When Dan Anderson, owner of Anderson Concrete in Coal City, Ill. was considering his bid for a school parking lot in rural Livingston County, Ill. he saw an opportunity to educate the school district on the advantages of using concrete. Woodland Community School District # 5, located 4 miles south of Streator, Ill., had plans to pour concrete on the heavy traffic lanes and to use asphalt on the lighter traffic areas. Mr. Anderson explained the benefits of using concrete on the entire parking lot. Anderson, who has been contracting street paving and parking lots for over 18 years, stated “This looked like a good opportunity to convert a complete parking lot to concrete.”
School Superintendent Dr. Stephen L. Endress and job oversight manager Ralph Hermann were both impressed with Anderson’s presentation. Long term performance was something that Dr. Endress was looking for. “We want our capital investments to last” he stated. “We are replacing parking lots that were paved over 40 years ago.” The school district started in 1954 and covers 80 square miles. There are several school buses that cover the district, which made the heavy traffic lanes and turn around lanes for the buses a major concern for the school.
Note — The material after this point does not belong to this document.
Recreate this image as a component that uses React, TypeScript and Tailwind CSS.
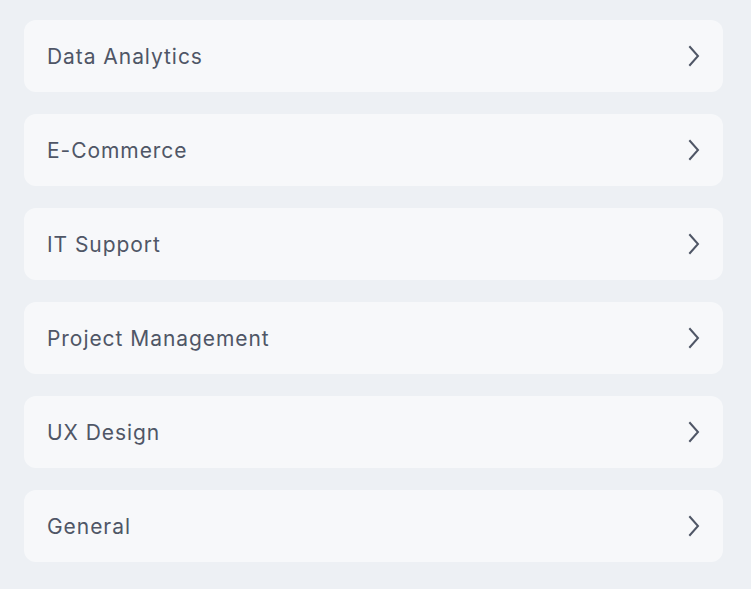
const items = [
  "Data Analytics",
  "E-Commerce",
  "IT Support",
  "Project Management",
  "UX Design",
  "General",
];

function Chevron() {
  return (
    <svg width="12" height="22" viewBox="0 0 12 22" fill="none" stroke="currentColor" strokeWidth="2" strokeLinecap="square">
      <polyline points="2,2 10,11 2,20" />
    </svg>
  );
}

export default function App() {
  return (
    <div className="min-h-screen bg-[#edf0f4] pt-5 pl-6 pr-7 pb-7 font-['Inter',sans-serif]">
      <div className="flex flex-col gap-[22px]">
        {items.map((item) => (
          <div
            key={item}
            className="flex h-[72px] items-center justify-between rounded-xl bg-[#f7f8fa] pl-[23px] pr-[23px] text-[#4f5666] cursor-pointer"
          >
            <span className="pt-[2px] text-[21px] font-normal tracking-[0.045em]">{item}</span>
            <Chevron />
          </div>
        ))}
      </div>
    </div>
  );
}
The project was originally slated to use asphalt with an alternate bid for heavy duty concrete for the bus lanes and turn around lanes. Dan Anderson provided an alternate bid for concrete on the medium duty areas, as well as the heavy duty areas. Anderson Concrete had the lowest bid and was accepted to include concrete as an alternative for the medium duty areas.
The parking lot was paved with 6.5 inches of concrete and the heavy areas were paved with 8 inches of concrete. The entire lot had a 6-inch rock base underneath the concrete. Illinois Department of Transportation specs were used on all of the concrete. A total of 2795 yards were poured with a broom finish. A conveyor was used to place the concrete so as not to disturb the subgrade.
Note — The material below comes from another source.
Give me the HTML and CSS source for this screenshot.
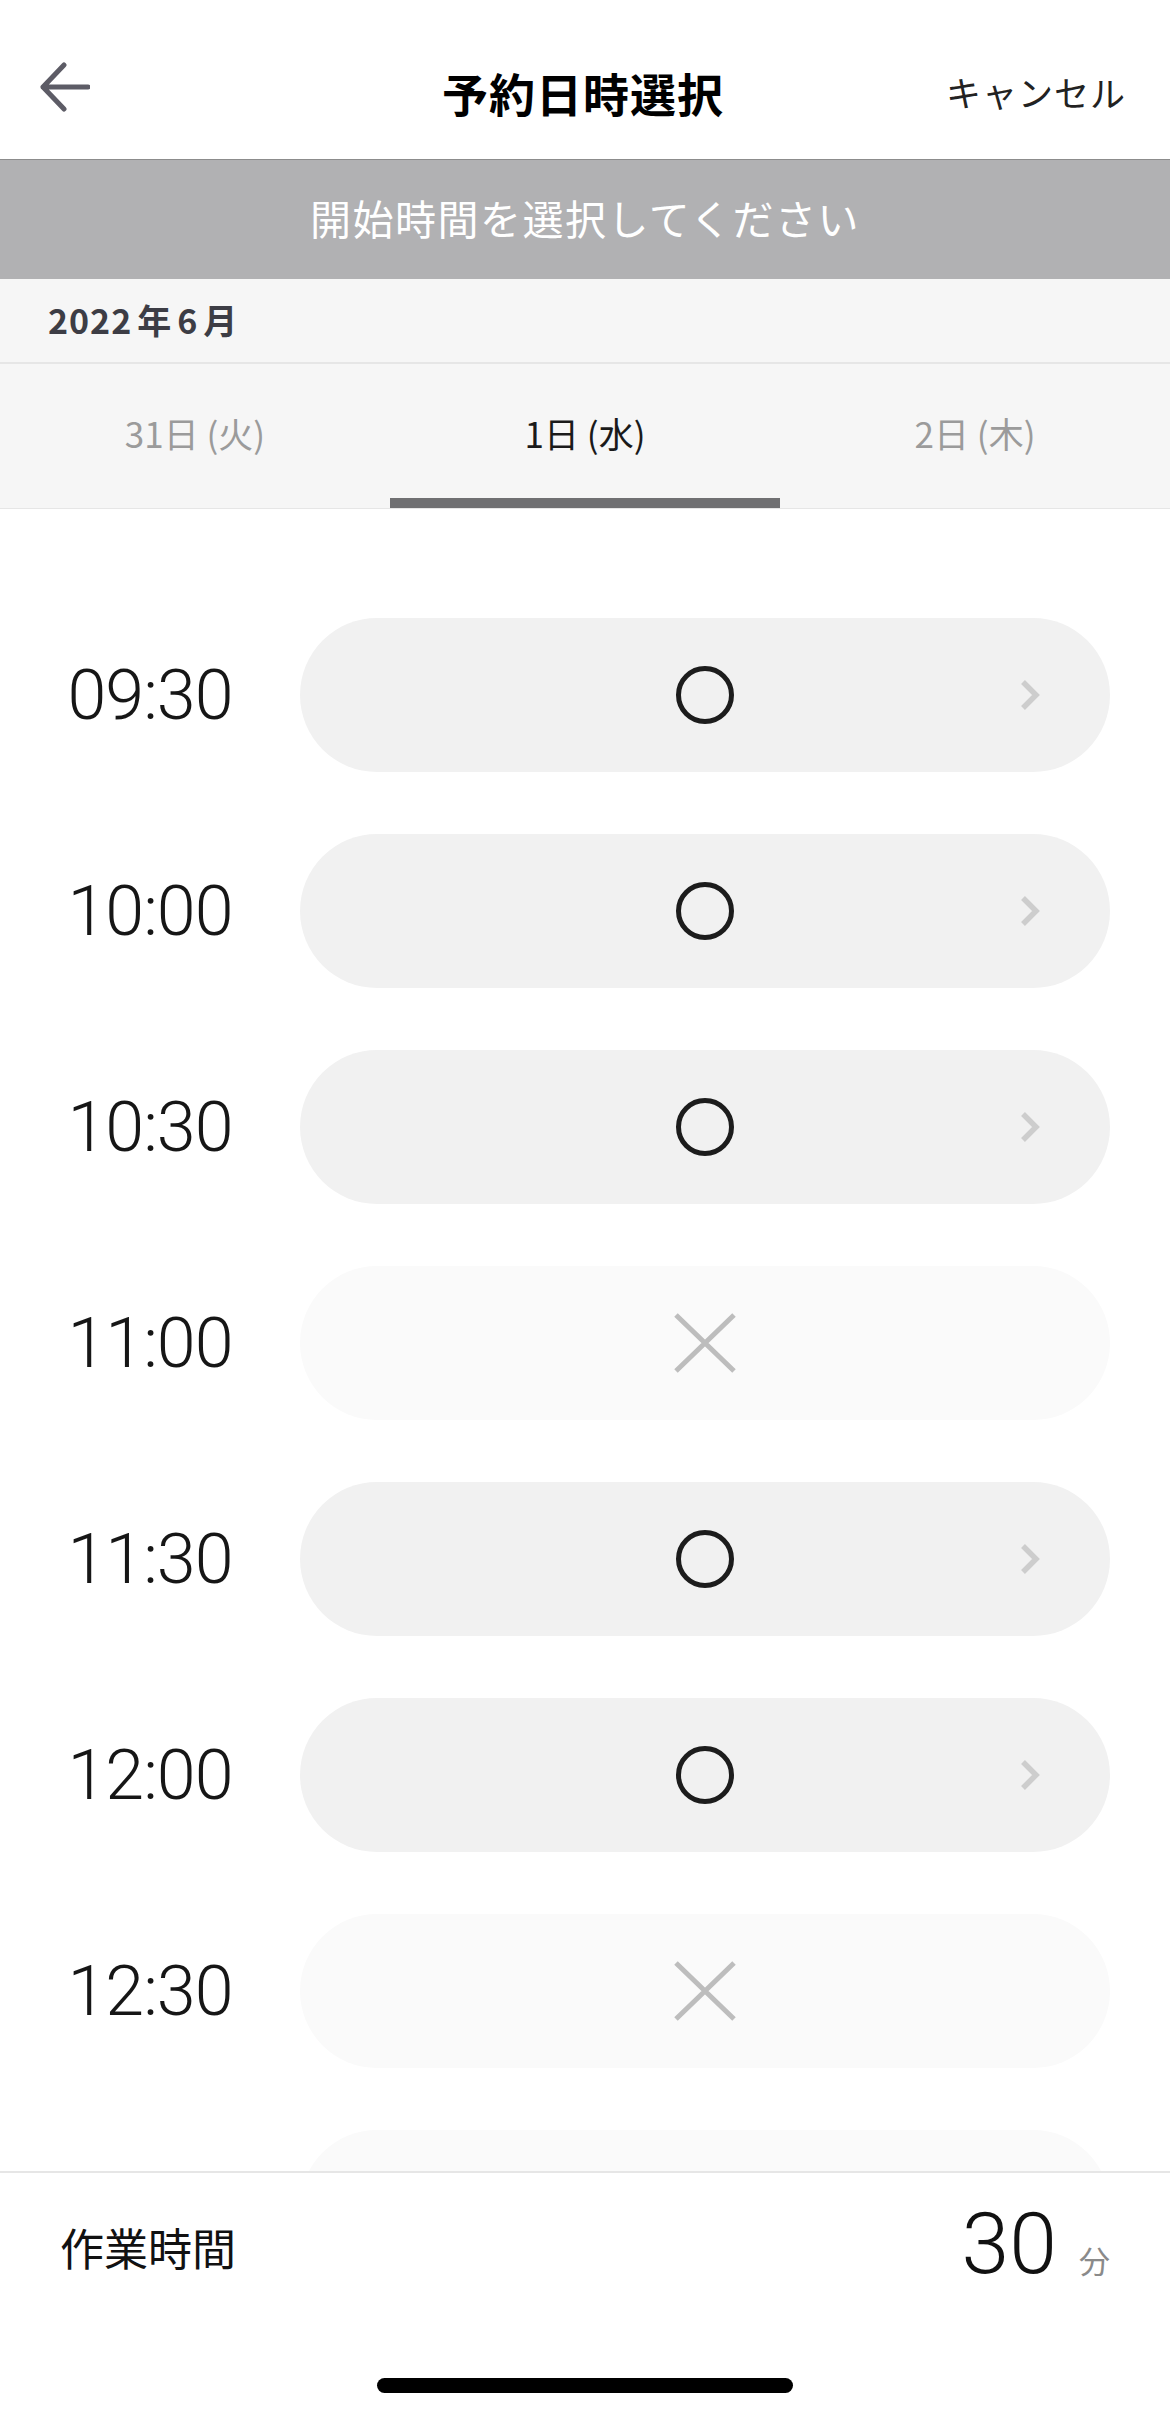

The project also included new storm sewers incorporating retention design for handling storm water runoff. The school district was also looking at safety issues with the design of the parking lot. Dr. Endress commented, “We now have designated turn lanes to control traffic flow with exclusive student pick up lanes. Parking has been moved to the front of the building and also includes two main entrances at the front of the building. This allows us to control access to the building making it safer for students, teachers, and staff.”
The concrete for the project was supplied by Joe Hatzer and Sons Inc. out of Streator, Ill. Owner Denny Hatzer and his crew worked to make sure everything went smoothly. “I had to make sure that we could produce it and deliver it on a timely schedule.” The largest pour for a day was 300 yards and each pour started at 7:30 a.m. Hatzer was able to make all deliveries on time, as well as coordinate all other deliveries for the day. Dan Anderson was happy with the service that Hatzer provided. “Good service, a good product” and they were “right there” providing timely service.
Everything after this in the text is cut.